DATA LISTING —
»»
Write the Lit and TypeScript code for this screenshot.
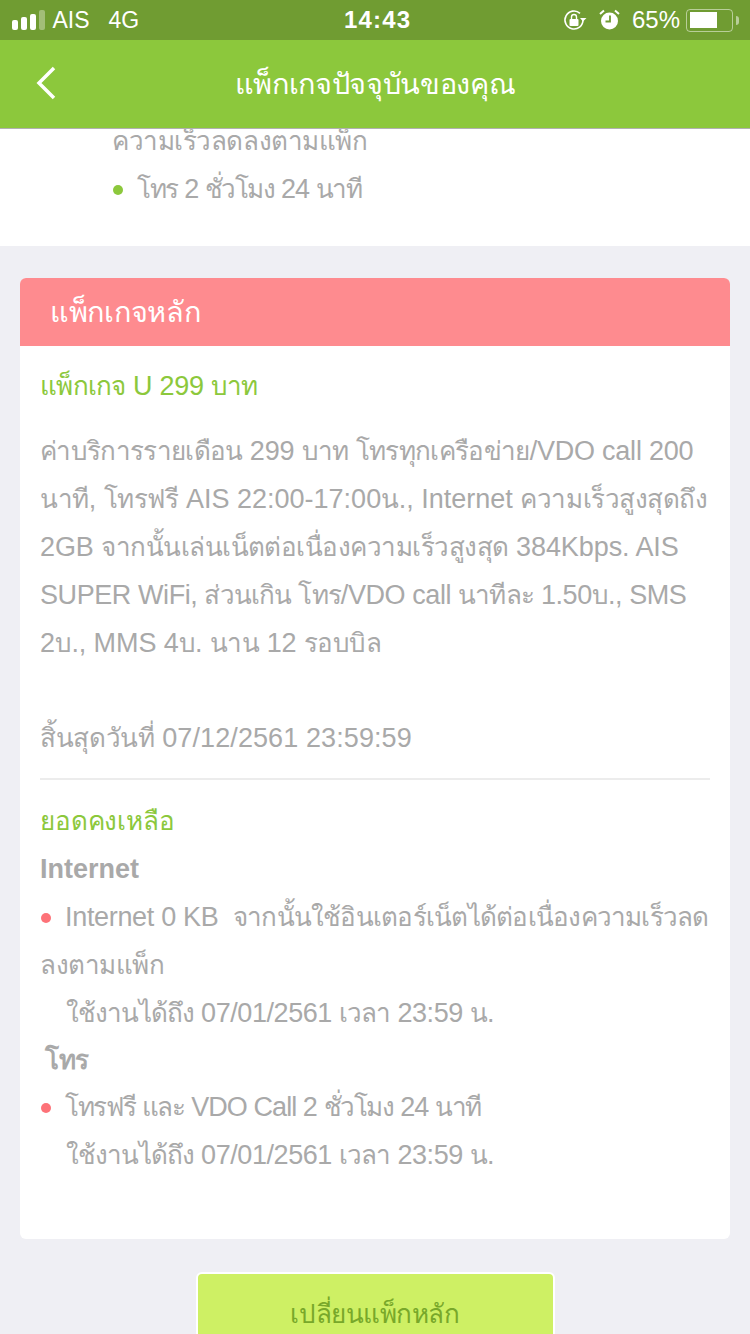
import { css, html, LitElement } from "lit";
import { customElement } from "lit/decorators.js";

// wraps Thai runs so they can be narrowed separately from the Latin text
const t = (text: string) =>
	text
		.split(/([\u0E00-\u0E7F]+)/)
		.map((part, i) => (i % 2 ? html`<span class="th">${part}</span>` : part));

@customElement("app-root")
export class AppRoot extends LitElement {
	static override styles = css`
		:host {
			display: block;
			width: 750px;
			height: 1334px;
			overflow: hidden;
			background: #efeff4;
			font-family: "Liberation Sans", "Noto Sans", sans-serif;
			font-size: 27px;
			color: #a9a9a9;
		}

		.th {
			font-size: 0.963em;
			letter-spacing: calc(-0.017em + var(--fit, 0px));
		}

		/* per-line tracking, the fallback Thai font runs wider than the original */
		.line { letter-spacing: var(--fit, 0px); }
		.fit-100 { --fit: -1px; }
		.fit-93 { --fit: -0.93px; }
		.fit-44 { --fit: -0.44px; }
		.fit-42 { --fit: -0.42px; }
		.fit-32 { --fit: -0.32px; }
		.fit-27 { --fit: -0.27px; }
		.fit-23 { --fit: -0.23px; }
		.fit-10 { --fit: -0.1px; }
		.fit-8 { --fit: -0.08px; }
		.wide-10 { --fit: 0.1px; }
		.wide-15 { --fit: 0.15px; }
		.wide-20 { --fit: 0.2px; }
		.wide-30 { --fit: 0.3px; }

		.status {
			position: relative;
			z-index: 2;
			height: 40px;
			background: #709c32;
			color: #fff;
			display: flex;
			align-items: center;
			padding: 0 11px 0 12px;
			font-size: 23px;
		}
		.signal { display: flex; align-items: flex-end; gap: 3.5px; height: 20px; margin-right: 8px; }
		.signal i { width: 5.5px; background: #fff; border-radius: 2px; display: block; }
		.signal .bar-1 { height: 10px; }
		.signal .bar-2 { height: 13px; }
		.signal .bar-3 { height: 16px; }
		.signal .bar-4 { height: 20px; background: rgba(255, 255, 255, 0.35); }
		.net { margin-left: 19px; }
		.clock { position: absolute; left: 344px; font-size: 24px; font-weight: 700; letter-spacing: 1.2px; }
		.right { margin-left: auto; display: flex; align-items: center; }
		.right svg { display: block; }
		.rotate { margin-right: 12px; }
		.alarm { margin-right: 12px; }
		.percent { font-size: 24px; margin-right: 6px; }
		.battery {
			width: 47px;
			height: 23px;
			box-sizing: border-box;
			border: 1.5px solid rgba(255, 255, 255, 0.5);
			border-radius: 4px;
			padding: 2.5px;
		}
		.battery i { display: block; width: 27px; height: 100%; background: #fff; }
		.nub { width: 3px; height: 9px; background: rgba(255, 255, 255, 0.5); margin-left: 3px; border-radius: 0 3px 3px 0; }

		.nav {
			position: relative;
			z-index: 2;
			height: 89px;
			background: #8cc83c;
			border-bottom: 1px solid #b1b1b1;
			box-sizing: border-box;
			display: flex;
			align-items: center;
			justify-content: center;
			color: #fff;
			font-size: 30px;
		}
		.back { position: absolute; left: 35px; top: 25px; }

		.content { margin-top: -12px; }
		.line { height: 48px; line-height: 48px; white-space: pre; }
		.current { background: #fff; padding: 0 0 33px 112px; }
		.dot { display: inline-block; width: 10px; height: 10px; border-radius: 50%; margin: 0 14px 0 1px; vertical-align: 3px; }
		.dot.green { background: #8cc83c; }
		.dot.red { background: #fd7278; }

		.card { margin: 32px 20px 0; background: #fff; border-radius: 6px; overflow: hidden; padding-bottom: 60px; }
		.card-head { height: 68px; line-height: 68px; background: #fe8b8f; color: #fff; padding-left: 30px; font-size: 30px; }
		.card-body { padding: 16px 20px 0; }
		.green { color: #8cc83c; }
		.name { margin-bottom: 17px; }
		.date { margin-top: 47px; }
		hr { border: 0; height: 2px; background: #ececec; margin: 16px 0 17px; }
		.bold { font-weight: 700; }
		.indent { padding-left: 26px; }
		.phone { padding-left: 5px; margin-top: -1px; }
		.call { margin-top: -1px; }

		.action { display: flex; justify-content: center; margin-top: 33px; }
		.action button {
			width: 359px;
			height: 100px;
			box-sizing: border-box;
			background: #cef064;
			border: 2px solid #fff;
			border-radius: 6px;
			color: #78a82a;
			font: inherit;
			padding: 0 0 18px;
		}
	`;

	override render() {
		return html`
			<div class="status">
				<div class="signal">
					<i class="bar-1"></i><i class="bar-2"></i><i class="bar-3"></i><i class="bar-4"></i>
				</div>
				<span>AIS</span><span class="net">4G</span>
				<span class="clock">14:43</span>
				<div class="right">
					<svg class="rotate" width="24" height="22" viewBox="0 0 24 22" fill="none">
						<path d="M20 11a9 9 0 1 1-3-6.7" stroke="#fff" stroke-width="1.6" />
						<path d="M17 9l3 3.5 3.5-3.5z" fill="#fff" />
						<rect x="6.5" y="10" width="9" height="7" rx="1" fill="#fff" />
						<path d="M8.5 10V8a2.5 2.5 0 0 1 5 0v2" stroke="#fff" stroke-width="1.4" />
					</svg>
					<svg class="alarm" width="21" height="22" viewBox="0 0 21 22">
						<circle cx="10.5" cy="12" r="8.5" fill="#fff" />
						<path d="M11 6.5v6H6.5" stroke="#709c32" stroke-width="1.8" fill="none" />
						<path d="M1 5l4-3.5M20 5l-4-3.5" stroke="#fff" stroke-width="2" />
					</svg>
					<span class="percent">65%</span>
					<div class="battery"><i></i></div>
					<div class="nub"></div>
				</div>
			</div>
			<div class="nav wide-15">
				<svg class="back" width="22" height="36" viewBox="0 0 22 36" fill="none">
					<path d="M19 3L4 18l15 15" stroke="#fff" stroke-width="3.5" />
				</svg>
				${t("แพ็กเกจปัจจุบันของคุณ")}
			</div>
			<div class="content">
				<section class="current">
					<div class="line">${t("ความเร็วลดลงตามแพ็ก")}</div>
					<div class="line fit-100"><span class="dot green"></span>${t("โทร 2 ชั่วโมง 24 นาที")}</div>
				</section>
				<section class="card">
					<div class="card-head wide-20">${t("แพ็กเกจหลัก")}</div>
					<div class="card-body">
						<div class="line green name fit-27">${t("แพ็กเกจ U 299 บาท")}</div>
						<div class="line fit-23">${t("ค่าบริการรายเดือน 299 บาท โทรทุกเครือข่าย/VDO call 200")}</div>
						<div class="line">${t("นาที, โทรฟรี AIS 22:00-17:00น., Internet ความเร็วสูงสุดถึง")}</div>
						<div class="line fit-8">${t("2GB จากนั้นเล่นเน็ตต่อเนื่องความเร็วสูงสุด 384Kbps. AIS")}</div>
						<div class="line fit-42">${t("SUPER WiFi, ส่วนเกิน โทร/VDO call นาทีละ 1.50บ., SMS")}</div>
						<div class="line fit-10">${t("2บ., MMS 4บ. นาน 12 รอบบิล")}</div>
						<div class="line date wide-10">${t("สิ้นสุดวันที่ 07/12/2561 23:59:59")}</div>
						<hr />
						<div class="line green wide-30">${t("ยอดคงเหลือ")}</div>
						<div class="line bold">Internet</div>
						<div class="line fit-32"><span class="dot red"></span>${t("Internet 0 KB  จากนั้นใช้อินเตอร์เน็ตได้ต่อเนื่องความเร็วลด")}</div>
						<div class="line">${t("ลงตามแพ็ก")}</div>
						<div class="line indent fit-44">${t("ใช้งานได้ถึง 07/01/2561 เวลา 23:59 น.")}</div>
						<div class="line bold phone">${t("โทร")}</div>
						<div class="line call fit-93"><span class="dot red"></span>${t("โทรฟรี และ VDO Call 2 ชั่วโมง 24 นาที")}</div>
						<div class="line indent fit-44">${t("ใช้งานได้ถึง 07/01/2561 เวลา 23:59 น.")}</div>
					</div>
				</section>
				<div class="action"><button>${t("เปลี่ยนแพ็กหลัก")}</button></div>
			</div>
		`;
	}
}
««
»»
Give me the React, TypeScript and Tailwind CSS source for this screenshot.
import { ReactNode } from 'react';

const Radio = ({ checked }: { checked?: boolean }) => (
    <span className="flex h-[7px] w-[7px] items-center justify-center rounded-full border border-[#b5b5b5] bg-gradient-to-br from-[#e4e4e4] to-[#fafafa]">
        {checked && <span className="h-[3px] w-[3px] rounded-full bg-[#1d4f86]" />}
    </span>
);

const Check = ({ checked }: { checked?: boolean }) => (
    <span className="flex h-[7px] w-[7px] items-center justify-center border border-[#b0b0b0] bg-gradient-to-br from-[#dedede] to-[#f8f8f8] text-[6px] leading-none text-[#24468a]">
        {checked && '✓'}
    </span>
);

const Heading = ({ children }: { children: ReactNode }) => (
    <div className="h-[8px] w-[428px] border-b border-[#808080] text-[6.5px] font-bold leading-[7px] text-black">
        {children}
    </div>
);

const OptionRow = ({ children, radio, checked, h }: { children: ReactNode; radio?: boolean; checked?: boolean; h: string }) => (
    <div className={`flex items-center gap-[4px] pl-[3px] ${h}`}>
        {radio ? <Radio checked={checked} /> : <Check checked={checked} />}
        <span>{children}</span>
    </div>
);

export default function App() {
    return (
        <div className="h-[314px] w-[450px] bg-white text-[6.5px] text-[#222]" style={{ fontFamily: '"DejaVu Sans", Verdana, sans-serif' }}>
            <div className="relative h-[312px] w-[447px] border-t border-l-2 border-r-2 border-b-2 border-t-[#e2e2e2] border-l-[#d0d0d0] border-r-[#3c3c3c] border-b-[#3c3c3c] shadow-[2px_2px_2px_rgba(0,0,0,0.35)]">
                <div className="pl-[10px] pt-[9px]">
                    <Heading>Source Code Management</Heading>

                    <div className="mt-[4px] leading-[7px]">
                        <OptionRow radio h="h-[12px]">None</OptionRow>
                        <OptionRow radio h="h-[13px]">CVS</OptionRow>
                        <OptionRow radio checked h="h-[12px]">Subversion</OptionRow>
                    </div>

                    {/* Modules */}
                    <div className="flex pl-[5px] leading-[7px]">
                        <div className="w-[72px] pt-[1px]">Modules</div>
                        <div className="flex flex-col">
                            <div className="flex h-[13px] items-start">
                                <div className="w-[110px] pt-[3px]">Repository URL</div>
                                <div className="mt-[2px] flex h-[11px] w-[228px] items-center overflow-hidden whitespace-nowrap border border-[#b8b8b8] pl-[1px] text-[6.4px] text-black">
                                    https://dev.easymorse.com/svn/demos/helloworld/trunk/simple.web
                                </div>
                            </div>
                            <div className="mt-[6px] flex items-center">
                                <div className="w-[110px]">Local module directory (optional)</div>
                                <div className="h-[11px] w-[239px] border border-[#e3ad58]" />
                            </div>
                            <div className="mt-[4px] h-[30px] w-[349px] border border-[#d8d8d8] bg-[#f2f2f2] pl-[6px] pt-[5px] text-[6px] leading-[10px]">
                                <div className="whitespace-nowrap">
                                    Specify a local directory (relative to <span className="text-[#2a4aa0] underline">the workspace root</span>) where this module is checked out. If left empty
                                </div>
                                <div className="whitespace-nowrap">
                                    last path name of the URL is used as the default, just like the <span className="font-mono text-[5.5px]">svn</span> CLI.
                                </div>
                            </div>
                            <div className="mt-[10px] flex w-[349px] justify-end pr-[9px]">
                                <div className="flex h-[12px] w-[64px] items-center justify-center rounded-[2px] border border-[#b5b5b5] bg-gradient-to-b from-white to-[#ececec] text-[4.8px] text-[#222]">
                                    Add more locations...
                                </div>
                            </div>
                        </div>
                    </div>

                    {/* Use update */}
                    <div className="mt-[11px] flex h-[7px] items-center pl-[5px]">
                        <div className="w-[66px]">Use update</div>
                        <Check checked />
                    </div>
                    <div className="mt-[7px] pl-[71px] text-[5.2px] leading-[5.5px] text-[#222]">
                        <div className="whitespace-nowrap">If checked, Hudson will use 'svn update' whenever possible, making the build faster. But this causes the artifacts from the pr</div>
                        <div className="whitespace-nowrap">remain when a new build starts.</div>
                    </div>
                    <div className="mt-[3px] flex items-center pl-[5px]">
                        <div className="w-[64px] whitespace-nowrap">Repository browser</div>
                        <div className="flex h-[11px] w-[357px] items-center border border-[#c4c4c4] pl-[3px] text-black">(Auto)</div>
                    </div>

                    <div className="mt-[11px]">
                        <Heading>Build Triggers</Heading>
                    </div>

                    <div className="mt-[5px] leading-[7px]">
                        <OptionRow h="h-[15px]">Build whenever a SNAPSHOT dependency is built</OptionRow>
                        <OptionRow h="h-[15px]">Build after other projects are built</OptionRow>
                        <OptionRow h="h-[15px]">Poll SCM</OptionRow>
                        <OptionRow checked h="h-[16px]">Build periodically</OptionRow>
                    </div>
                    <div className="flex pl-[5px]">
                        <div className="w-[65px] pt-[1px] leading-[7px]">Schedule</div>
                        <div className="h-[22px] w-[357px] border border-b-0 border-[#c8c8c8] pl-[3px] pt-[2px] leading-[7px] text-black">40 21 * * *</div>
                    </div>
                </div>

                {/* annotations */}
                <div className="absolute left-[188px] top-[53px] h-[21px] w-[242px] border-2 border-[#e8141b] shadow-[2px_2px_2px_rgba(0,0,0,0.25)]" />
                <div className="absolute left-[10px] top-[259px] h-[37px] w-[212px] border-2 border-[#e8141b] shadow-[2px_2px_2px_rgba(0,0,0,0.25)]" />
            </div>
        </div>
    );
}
««
WHAT TO PRODUCE — Select all lines with the word "screenshot" from the entries above.

CORRECT RESPONSE —
Write the Lit and TypeScript code for this screenshot.
Give me the React, TypeScript and Tailwind CSS source for this screenshot.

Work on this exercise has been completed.